Les souffrances sont aussi psychologiques, avec des « responsables éducatifs ville » (REV) qui voient les missions administratives s’empiler.

Avec une écrasante majorité de vacataires -8.500- au statut précaire, contre 2.500 animateurs titulaires et 1.000 contractuels, beaucoup ont du mal à boucler les fins de mois.

« Certains animateurs suivent même le cours du prix de l’oeuf en se demandant comment ils vont finir le mois », poursuit M. Tayibi, rappelant qu’un animateur touche « environ 200 à 300 euros s’il surveille uniquement la cantine, 500 à 600 s’ils assurent les TAP (temps d’activités périscolaires), environ 1.000 euros pour un vacataire à temps complet et 1.700 pour les titulaires ».
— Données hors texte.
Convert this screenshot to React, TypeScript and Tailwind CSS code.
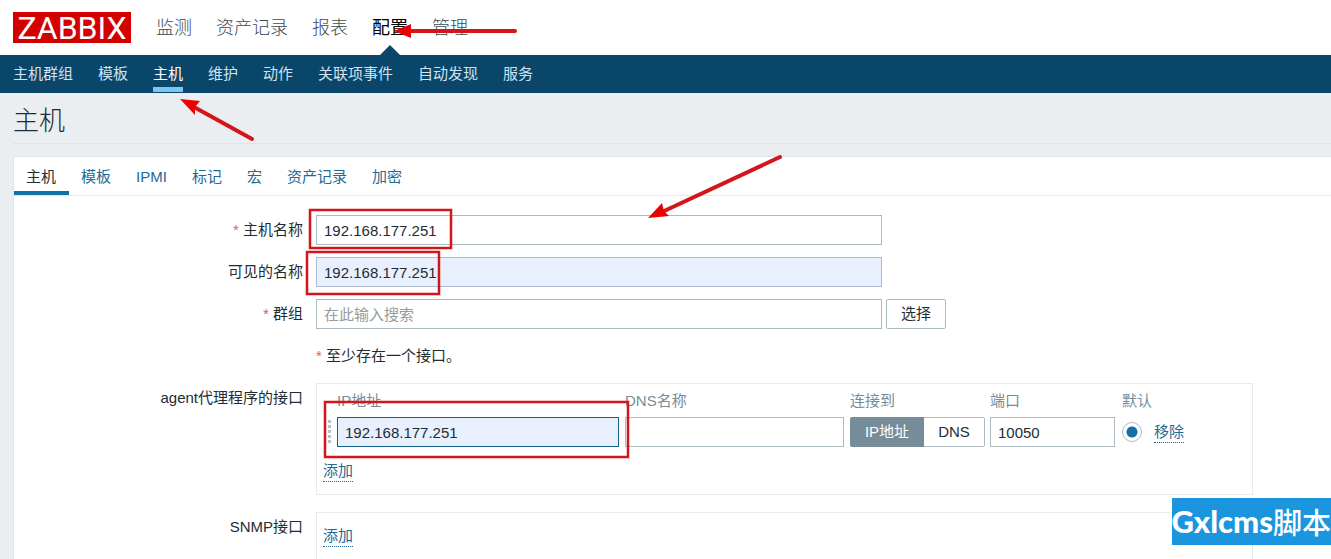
import { FC, ReactNode } from "react";
import clsx from "clsx";

const mainMenu = ["监测", "资产记录", "报表", "配置", "管理"];
const subMenu = ["主机群组", "模板", "主机", "维护", "动作", "关联项事件", "自动发现", "服务"];
const tabs = ["主机", "模板", "IPMI", "标记", "宏", "资产记录", "加密"];

const inputClass =
  "h-[30px] rounded-none border border-[#acbbc2] bg-white px-[7px] text-[15px] text-[#1f2c33] outline-none placeholder:text-[#9a9a9a]";

interface RowProps {
  label?: string;
  htmlFor?: string;
  required?: boolean;
  children: ReactNode;
}

const Row: FC<RowProps> = ({ label, htmlFor, required, children }) => {
  return (
    <div className="flex items-start gap-[13px]">
      <label htmlFor={htmlFor} className="w-[289px] shrink-0 text-right leading-[30px]">
        {required && <span className="text-[#e45959]">* </span>}
        {label}
      </label>
      {children}
    </div>
  );
};

const AddButton: FC = () => {
  return (
    <button
      type="button"
      className="block border-b border-dotted border-[#1f6a96] leading-5 text-[#1f6a96]"
    >
      添加
    </button>
  );
};

const Header: FC = () => {
  return (
    <header>
      <div className="flex h-[55px] items-center bg-white pl-[13px]">
        <a
          href="#"
          className="flex h-[31px] w-[118px] items-center justify-center bg-[#d40000] font-['Roboto','Liberation_Sans',sans-serif] text-[32px] leading-none text-white"
        >
          ZABBIX
        </a>
        <nav className="ml-[25px] flex h-full gap-6 text-lg font-light text-[#3c4a52]">
          {mainMenu.map((item) => (
            <a key={item} href="#" className="relative flex items-center">
              <span className={clsx(item === "配置" && "font-normal text-black")}>{item}</span>
              {item === "配置" && (
                <svg
                  className="absolute bottom-0 left-1/2 h-[10px] w-5 -translate-x-1/2"
                  viewBox="0 0 20 10"
                >
                  <path d="M0 10 10 0l10 10z" fill="#0a466a" />
                </svg>
              )}
            </a>
          ))}
        </nav>
      </div>
      <nav className="flex h-[38px] gap-[25px] bg-[#0a466a] pl-[13px] text-[#cfe3f0]">
        {subMenu.map((item) => (
          <a
            key={item}
            href="#"
            className={clsx(
              "h-[37px] border-b-[5px] leading-[37px]",
              item === "主机" ? "border-[#7dc4f0] text-white" : "border-transparent",
            )}
          >
            {item}
          </a>
        ))}
      </nav>
    </header>
  );
};

const AgentInterfaces: FC = () => {
  return (
    <div className="w-full max-w-[937px] border border-[#e6eaec] pt-[7px] pb-3 pl-[6px]">
      <table className="w-full table-fixed text-left">
        <colgroup>
          <col className="w-[14px]" />
          <col className="w-[288px]" />
          <col className="w-[225px]" />
          <col className="w-[140px]" />
          <col className="w-[132px]" />
          <col className="w-8" />
          <col />
        </colgroup>
        <thead>
          <tr className="leading-5 text-[#768d99]">
            <th />
            <th className="pb-[6px] font-normal">IP地址</th>
            <th className="pb-[6px] font-normal">DNS名称</th>
            <th className="pb-[6px] font-normal">连接到</th>
            <th className="pb-[6px] font-normal">端口</th>
            <th colSpan={2} className="pb-[6px] font-normal">
              默认
            </th>
          </tr>
        </thead>
        <tbody>
          <tr>
            <td className="pl-[5px]">
              <svg width="3" height="24" viewBox="0 0 3 24" fill="#b5bfc4" className="block">
                <path d="M0 0h3v3H0zM0 5h3v3H0zM0 10h3v3H0zM0 15h3v3H0zM0 20h3v3H0z" />
              </svg>
            </td>
            <td>
              <input
                aria-label="IP地址"
                defaultValue="192.168.177.251"
                className="block h-[30px] w-[282px] border border-[#0f6487] bg-[#e8f0fe] px-[7px] text-[#1f2c33] outline-none"
              />
            </td>
            <td>
              <input aria-label="DNS名称" className={clsx(inputClass, "block w-[219px]")} />
            </td>
            <td>
              <div className="flex h-[30px] w-[135px]">
                <button type="button" className="w-[74px] rounded-l-xs bg-[#768d99] text-white">
                  IP地址
                </button>
                <button
                  type="button"
                  className="flex-1 rounded-r-xs border border-l-0 border-[#acbbc2]"
                >
                  DNS
                </button>
              </div>
            </td>
            <td>
              <input
                aria-label="端口"
                defaultValue="10050"
                className={clsx(inputClass, "block w-[125px]")}
              />
            </td>
            <td>
              <input
                type="radio"
                name="default"
                aria-label="默认"
                defaultChecked
                className="block size-5 appearance-none rounded-full border border-[#acbbc2] bg-white bg-[radial-gradient(circle,#0f6fa6_5px,transparent_6px)]"
              />
            </td>
            <td>
              <button
                type="button"
                className="block border-b border-dotted border-[#1f6a96] leading-5 text-[#1f6a96]"
              >
                移除
              </button>
            </td>
          </tr>
        </tbody>
      </table>
      <div className="mt-[14px]">
        <AddButton />
      </div>
    </div>
  );
};

const Annotations: FC = () => {
  return (
    <svg
      className="pointer-events-none absolute top-0 left-0 h-[559px] w-[900px]"
      viewBox="0 0 900 559"
      fill="none"
      stroke="#d3161b"
      strokeWidth="2.5"
    >
      <rect x="310" y="210" width="141" height="38" />
      <rect x="307" y="252" width="132" height="42" />
      <rect x="325" y="402" width="303" height="55" />
      <g strokeWidth="4" strokeLinecap="round">
        <path d="M410 31h105" />
        <path d="M194 107l58 32" />
        <path d="M662 212l118-55" />
      </g>
      <g fill="#ee0000" stroke="none">
        <path d="M394 31l17-7v14z" />
        <path d="M180 99l20 2-5 6 0 8z" />
        <path d="M648 218l14-15 2 8 5 5z" />
      </g>
    </svg>
  );
};

export default function App() {
  return (
    <div className="relative flex h-screen flex-col overflow-hidden bg-[#ebeef0] font-['Liberation_Sans','Noto_Sans_CJK_SC',sans-serif] text-[15px] text-[#1f2c33]">
      <Header />
      <main className="flex flex-1 flex-col pl-[13px]">
        <h1 className="h-[51px] border-b border-[#dfe4e7] text-[26px] leading-[57px] font-light">
          主机
        </h1>
        <form className="mt-3 flex-1 border-t border-l border-[#dfe4e7] bg-white">
          <div className="flex h-[39px] border-b border-[#e6eaec]">
            {tabs.map((tab, i) => (
              <a
                key={tab}
                href="#"
                className={clsx(
                  "border-b-4 pr-[13px] pl-3 leading-[39px]",
                  i === 0 ? "border-[#0f73a5]" : "border-transparent text-[#1f6a96]",
                )}
              >
                {tab}
              </a>
            ))}
          </div>
          <div className="flex flex-col gap-3 pt-[19px]">
            <Row label="主机名称" htmlFor="host" required>
              <input
                id="host"
                defaultValue="192.168.177.251"
                className={clsx(inputClass, "w-[566px]")}
              />
            </Row>
            <Row label="可见的名称" htmlFor="visible-name">
              <input
                id="visible-name"
                defaultValue="192.168.177.251"
                className="h-[30px] w-[566px] border border-[#acbbd2] bg-[#e8f0fe] px-[7px] outline-none"
              />
            </Row>
            <Row label="群组" htmlFor="groups" required>
              <div className="flex gap-1">
                <input
                  id="groups"
                  placeholder="在此输入搜索"
                  className={clsx(inputClass, "w-[566px]")}
                />
                <button
                  type="button"
                  className="h-[30px] w-[60px] rounded-xs border border-[#acbbc2]"
                >
                  选择
                </button>
              </div>
            </Row>
            <Row>
              <p className="leading-[30px]">
                <span className="text-[#e45959]">* </span>至少存在一个接口。
              </p>
            </Row>
            <Row label="agent代理程序的接口">
              <AgentInterfaces />
            </Row>
            <div className="pt-[5px]">
              <Row label="SNMP接口">
                <div className="w-full max-w-[937px] border border-[#e6eaec] py-[13px] pl-[6px]">
                  <AddButton />
                </div>
              </Row>
            </div>
          </div>
        </form>
      </main>
      <Annotations />
      <div className="absolute right-0 bottom-[14px] flex h-[47px] items-center bg-[#1b95dd] whitespace-nowrap text-white">
        <span className="font-['Lato',sans-serif] text-[31px] leading-none font-black">Gxlcms</span>
        <span className="font-['Noto_Sans_CJK_SC',sans-serif] text-[29px] leading-none font-medium">
          脚本
        </span>
      </div>
    </div>
  );
}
Au final, beaucoup se tournent vers d’autres métiers, comme la restauration ou chauffeur Uber.

C’est dans ce contexte qu’interviennent des « violences éducatives ordinaires », observe Alexandre Herzog. « Ça craque, c’est le collègue à bout qui hurle sur les enfants parce qu’il est seul avec 30 gamins », observe-t-il.

« Dans ce chaos, c’est du pain bénit pour celui ou celle qui a de mauvaises intentions. Tu peux t’éclipser parce que dans l’équipe, il manque la moitié des agents », ajoute-t-il.

Les syndicats et l’association de parents d’élèves FCPE ont prévu de porter des revendications communes auprès de la Ville et espèrent obtenir des réponses concrètes rapidement.